Bracket drama galore
Whoever said the Bassmaster Classic Bracket wouldn’t provide much drama was dead wrong.
Only one of the eight pros had anything to sweat, but even so, the head-to-head matches had it all—tension, drama, intrigue, rallies and potential disasters in various forms. It was an entertaining roller coaster of emotion.
Kevin VanDam and Brett Hite had runaway wins in their two-day quarterfinals, and it appeared Jordan Lee was doing the same to Dean Rojas. Lee was up 5 pounds with 15 minutes to go.
Then Rojas, who earlier in the week for a trash-talk video said, “Sit aside youngster, let a real professional get it done,” found magic, and he got it done. He landed a 3-pound, 3-ounce fish with 13 minutes to go, then lost another before hooking into the winning 2-13 with three minutes left.
Rojas was beside himself, excitedly telling his judge, Trip Weldon, “Read me the weight, Tripper.” Rojas was giddy, kissing the bass and proclaiming his love of the head-to-head format.
On the flip side were Koby Kreiger and Jacob Powroznik, who weren't feeling that good. Powroznik was pitted against his roommate, so he promised to lay down his rod to allow Kreiger a chance at winning that Classic berth. Kreiger was the only compeitor on Niagara not well inside the cut in Toyota Angler of the Year points for a spot, so getting to his second Big Show and first since 2003 would have been a great outcome.
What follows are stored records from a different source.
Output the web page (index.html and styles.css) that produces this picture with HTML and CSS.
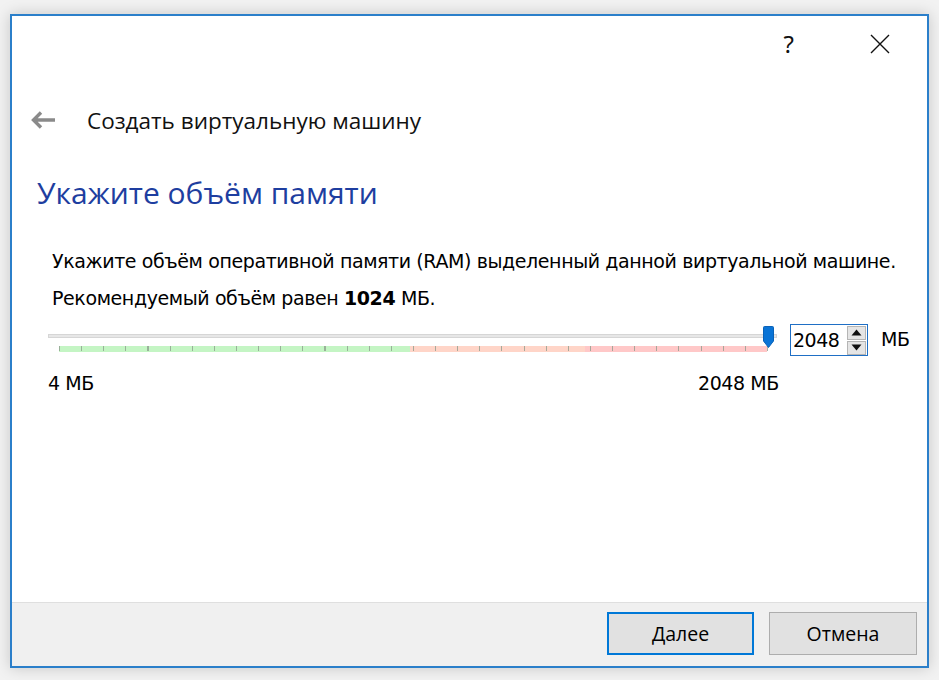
FILE: index.html
```html
<!DOCTYPE html>
<html lang="ru">
<head>
<meta charset="utf-8">
<link rel="stylesheet" href="styles.css">
</head>
<body>
<div class="window">
  <div class="main">
    <div class="titlebar">
      <span class="help">?</span>
      <svg class="close" width="20" height="20" viewBox="0 0 20 20"><path d="M1 1 L19 19 M19 1 L1 19" stroke="#111" stroke-width="1.4" fill="none"/></svg>
    </div>
    <div class="header">
      <svg class="back" width="26" height="18" viewBox="0 0 26 18"><path d="M2 9 H24 M10 1.5 L2.5 9 L10 16.5" stroke="#8a8a8a" stroke-width="3.4" fill="none" stroke-linejoin="miter"/></svg>
      <span class="header-title">Создать виртуальную машину</span>
    </div>
    <h1 class="page-title">Укажите объём памяти</h1>
    <div class="content">
      <p class="line">Укажите объём оперативной памяти (RAM) выделенный данной виртуальной машине.</p>
      <p class="line">Рекомендуемый объём равен <b>1024</b> МБ.</p>
      <div class="slider-row">
        <div class="slider">
          <div class="groove"></div>
          <div class="scale">
            <div class="zone green"></div>
            <div class="zone orange"></div>
            <div class="zone red"></div>
            <div class="ticks"></div>
          </div>
          <svg class="handle" width="11" height="22" viewBox="0 0 11 22"><path d="M0.5 1.5 Q0.5 0.5 1.5 0.5 H9.5 Q10.5 0.5 10.5 1.5 V15 L5.5 21.5 L0.5 15 Z" fill="#0a74d6" stroke="#0a62b8" stroke-width="1"/></svg>
          <div class="labels"><span>4 МБ</span><span>2048 МБ</span></div>
        </div>
        <div class="spin">
          <span class="spin-val">2048</span>
          <div class="spin-btns">
            <div class="sbtn"><svg width="11" height="7" viewBox="0 0 11 7"><path d="M0.5 6.5 L5.5 0.5 L10.5 6.5 Z" fill="#111"/></svg></div>
            <div class="sbtn"><svg width="11" height="7" viewBox="0 0 11 7"><path d="M0.5 0.5 L5.5 6.5 L10.5 0.5 Z" fill="#111"/></svg></div>
          </div>
        </div>
        <span class="unit">МБ</span>
      </div>
    </div>
  </div>
  <div class="footer">
    <button class="btn primary">Далее</button>
    <button class="btn">Отмена</button>
  </div>
</div>
</body>
</html>
```
FILE: styles.css
```css
html, body {
  margin: 0;
  padding: 0;
  background: #f2f2f2;
  width: 939px;
  height: 680px;
  overflow: hidden;
}
body {
  padding: 14px 10px 0 10px;
  box-sizing: border-box;
}
.window {
  width: 919px;
  height: 654px;
  box-sizing: border-box;
  border: 2px solid #2b7fca;
  background: #fff;
  display: flex;
  flex-direction: column;
  box-shadow: 0 0 14px rgba(0,0,0,0.18);
}
.main {
  flex: 1;
  display: flex;
  flex-direction: column;
  border-bottom: 1px solid #dfdfdf;
}
.titlebar {
  height: 56px;
  display: flex;
  align-items: center;
  justify-content: flex-end;
  padding-right: 37px;
  gap: 58px;
}
.help {
  font-family: "Noto Sans", sans-serif;
  font-size: 24px;
  color: #111;
  margin-top: -2px;
  margin-right: 18px;
}
.close { margin-top: -1px; }
.header {
  height: 100px;
  display: flex;
  align-items: center;
  padding-left: 19px;
  margin-top: -2px;
}
.back { margin-right: 31px; margin-top: -1px; }
.header-title {
  font-family: "Open Sans", "Noto Sans", sans-serif;
  font-size: 22.5px;
  color: #111;
  margin-left: -1px;
}
.page-title {
  margin: 0;
  padding-left: 25px;
  font-family: "Open Sans", "Noto Sans", sans-serif;
  font-weight: 400;
  font-size: 30px;
  color: #1e3ea0;
  height: 46px;
  line-height: 46px;
}
.content {
  padding-left: 40px;
  padding-top: 27px;
  font-family: "DejaVu Sans", sans-serif;
  font-size: 19px;
  color: #000;
}
.line {
  margin: 0;
  height: 37px;
  line-height: 37px;
  white-space: nowrap;
  letter-spacing: -0.4px;
}
.line b { font-weight: bold; }
.slider-row {
  display: flex;
  align-items: flex-start;
  margin-top: 10px;
  margin-left: -4px;
}
.slider {
  position: relative;
  width: 729px;
  height: 70px;
}
.groove {
  position: absolute;
  left: 0;
  top: 7px;
  width: 729px;
  height: 4px;
  box-sizing: border-box;
  background: #e7e7e7;
  border: 1px solid #d6d6d6;
}
.scale {
  position: absolute;
  left: 11px;
  top: 19px;
  width: 708px;
  height: 6px;
  display: flex;
}
.zone { height: 6px; }
.green { width: 351px; background: #c4f5c4; }
.orange { width: 175px; background: #ffd5c8; }
.red { width: 182px; background: #ffc8c8; }
.ticks {
  position: absolute;
  left: 0;
  top: 0;
  width: 709px;
  height: 5px;
  background: repeating-linear-gradient(to right, #8a9a8a 0, #8a9a8a 1px, transparent 1px, transparent 22.125px);
  opacity: 0.75;
}
.handle {
  position: absolute;
  left: 715px;
  top: -1px;
}
.labels {
  position: absolute;
  left: 0;
  top: 45px;
  width: 731px;
  display: flex;
  justify-content: space-between;
  font-size: 19px;
  letter-spacing: -0.4px;
}
.spin {
  margin-left: 13px;
  margin-top: -3px;
  width: 78px;
  height: 32px;
  box-sizing: border-box;
  border: 1px solid #1f6fc5;
  display: flex;
  align-items: center;
  padding-left: 2px;
}
.spin-val {
  flex: 1;
  font-size: 19px;
  letter-spacing: -0.5px;
}
.spin-btns {
  display: flex;
  flex-direction: column;
  margin-right: 1px;
  gap: 1px;
}
.sbtn {
  width: 17px;
  height: 12px;
  background: #e5e5e5;
  border: 1px solid #b5b5b5;
  display: flex;
  align-items: center;
  justify-content: center;
}
.unit {
  margin-left: 13px;
  margin-top: 1px;
  font-size: 19px;
  letter-spacing: -0.3px;
}
.footer {
  height: 63px;
  background: #f0f0f0;
  display: flex;
  justify-content: flex-end;
  align-items: flex-start;
  padding: 9px 10px 0 0;
  box-sizing: border-box;
  gap: 15px;
}
.btn {
  width: 148px;
  height: 43px;
  box-sizing: border-box;
  background: #e1e1e1;
  border: 1px solid #adadad;
  font-family: "Open Sans", "Noto Sans", sans-serif;
  font-size: 19.5px;
  color: #000;
  padding: 0;
}
.btn.primary {
  width: 147px;
  border: 2px solid #0078d7;
}
```
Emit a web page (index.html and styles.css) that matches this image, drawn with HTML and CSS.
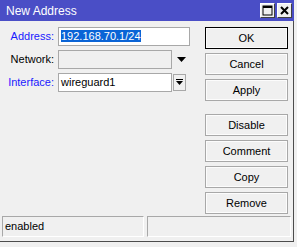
FILE: index.html
```html
<!DOCTYPE html>
<html lang="en">
<head>
    <meta charset="UTF-8">
    <title>New Address</title>
    <link rel="stylesheet" href="styles.css">
</head>
<body>
    <div class="window">
        <div class="titlebar">
            <span class="title">New Address</span>
            <div class="title-buttons">
                <span class="tbtn">
                    <svg width="11" height="11" viewBox="0 0 11 11"><rect x="1" y="1" width="9" height="9" fill="none" stroke="#000" stroke-width="1"/><rect x="1" y="1" width="9" height="2" fill="#000"/></svg>
                </span>
                <span class="tbtn">
                    <svg width="11" height="11" viewBox="0 0 11 11"><path d="M2 2 L9 9 M9 2 L2 9" stroke="#000" stroke-width="2"/></svg>
                </span>
            </div>
        </div>

        <div class="content">
            <div class="form">
                <label class="lbl active">Address:</label>
                <div class="field">
                    <div class="input wide"><span class="selected">192.168.70.1/24</span></div>
                </div>

                <label class="lbl">Network:</label>
                <div class="field">
                    <div class="input disabled"></div>
                    <span class="arrow">
                        <svg width="9" height="5" viewBox="0 0 9 5"><path d="M0 0 H9 L4.5 5 Z" fill="#000"/></svg>
                    </span>
                </div>

                <label class="lbl active">Interface:</label>
                <div class="field">
                    <div class="input">wireguard1</div>
                    <span class="drop">
                        <svg width="7" height="7" viewBox="0 0 7 7"><rect x="0" y="0" width="7" height="1" fill="#000"/><path d="M0 2 H7 L3.5 6 Z" fill="#000"/></svg>
                    </span>
                </div>
            </div>

            <div class="buttons">
                <button class="btn default">OK</button>
                <button class="btn">Cancel</button>
                <button class="btn">Apply</button>
                <div class="spacer"></div>
                <button class="btn">Disable</button>
                <button class="btn">Comment</button>
                <button class="btn">Copy</button>
                <button class="btn">Remove</button>
            </div>
        </div>

        <div class="statusbar">
            <div class="pane left">enabled</div>
            <div class="pane right"></div>
        </div>
    </div>
</body>
</html>
```

FILE: styles.css
```css
body {
    margin: 0;
    background-color: #f0f0f0;
    font-family: "Liberation Sans", Arial, sans-serif;
    font-size: 11px;
}

.window {
    width: 294px;
    height: 242px;
    background-color: #f0f0f0;
    border-right: 1px solid #4c4c4c;
    border-bottom: 1px solid #4c4c4c;
    box-sizing: border-box;
    display: flex;
    flex-direction: column;
}

.titlebar {
    height: 21px;
    background-color: #4a4ec6;
    display: flex;
    align-items: center;
    justify-content: space-between;
    padding: 0 2px 0 6px;
    margin-right: -1px;
}

.title {
    color: #fff;
    font-size: 12px;
}

.title-buttons {
    display: flex;
    gap: 2px;
}

.tbtn {
    width: 15px;
    height: 15px;
    box-sizing: border-box;
    background-color: #f0f0f0;
    border: 1px solid #fff;
    border-right-color: #404040;
    border-bottom-color: #404040;
    display: flex;
    align-items: center;
    justify-content: center;
}

.content {
    flex: 1;
    display: flex;
    justify-content: space-between;
    padding: 6px 5px 0 0;
}

.form {
    display: grid;
    grid-template-columns: 54px 132px;
    grid-auto-rows: 19px;
    column-gap: 4px;
    row-gap: 4px;
    align-content: start;
}

.lbl {
    text-align: right;
    line-height: 19px;
    color: #000;
}

.lbl.active {
    color: #1a1aff;
}

.field {
    display: flex;
    align-items: center;
    gap: 1px;
}

.input {
    width: 114px;
    height: 19px;
    box-sizing: border-box;
    border: 1px solid #a8a8a8;
    background-color: #fff;
    padding: 0 2px;
    line-height: 17px;
    white-space: nowrap;
}

.input.wide {
    width: 132px;
}

.input.disabled {
    background-color: #f0f0f0;
}

.selected {
    background-color: #0a64d6;
    color: #fff;
}

.arrow {
    width: 17px;
    display: flex;
    justify-content: center;
}

.drop {
    width: 13px;
    height: 17px;
    box-sizing: border-box;
    border: 1px solid #a8a8a8;
    display: flex;
    align-items: center;
    justify-content: center;
}

.buttons {
    display: flex;
    flex-direction: column;
    gap: 4px;
    width: 83px;
}

.spacer {
    height: 5px;
}

.btn {
    height: 22px;
    box-sizing: border-box;
    background-color: #f0f0f0;
    border: 1px solid #a8a8a8;
    box-shadow: inset 0 0 0 1px #fcfcfc;
    font-family: "Liberation Sans", Arial, sans-serif;
    font-size: 11px;
    color: #000;
    padding: 0;
}

.btn.default {
    border-color: #000;
}

.statusbar {
    display: flex;
    gap: 3px;
    padding: 0 2px 4px 2px;
}

.pane {
    height: 21px;
    box-sizing: border-box;
    border: 1px solid #a8a8a8;
    border-right-color: #fff;
    border-bottom-color: #fff;
    line-height: 19px;
    padding-left: 2px;
}

.pane.left {
    width: 142px;
}

.pane.right {
    flex: 1;
}
```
Powroznik’s gesture was admirable by many people’s account, but criticized by others. Some readers said it hurt the integrity of the sport, but 78 percent were OK with the move.
The real problem was Powroznik caught a fish in the final minutes of Day 1 and actually held a 1-1 lead. No problem, he figured, Koby would catch a fish on Day 2 to win. Dilemma solved.
Nope. Problem accentuated. Kreiger couldn’t get a bite in the first two hours and that layup was rolling around the rim. Powroznik watched from nearby as Kreiger tightened and the tension heightened. It was almost painful to witness the potential debacle unfold in realtime on Bassmaster LIVE.
After some excrutiating misses, Kreiger finally caught his white whale with 26 minutes to go in the three-hour period. Although agitated, he screamed in jubilation, “Thank you, Lord! And thank you, Jacob Powroznik!”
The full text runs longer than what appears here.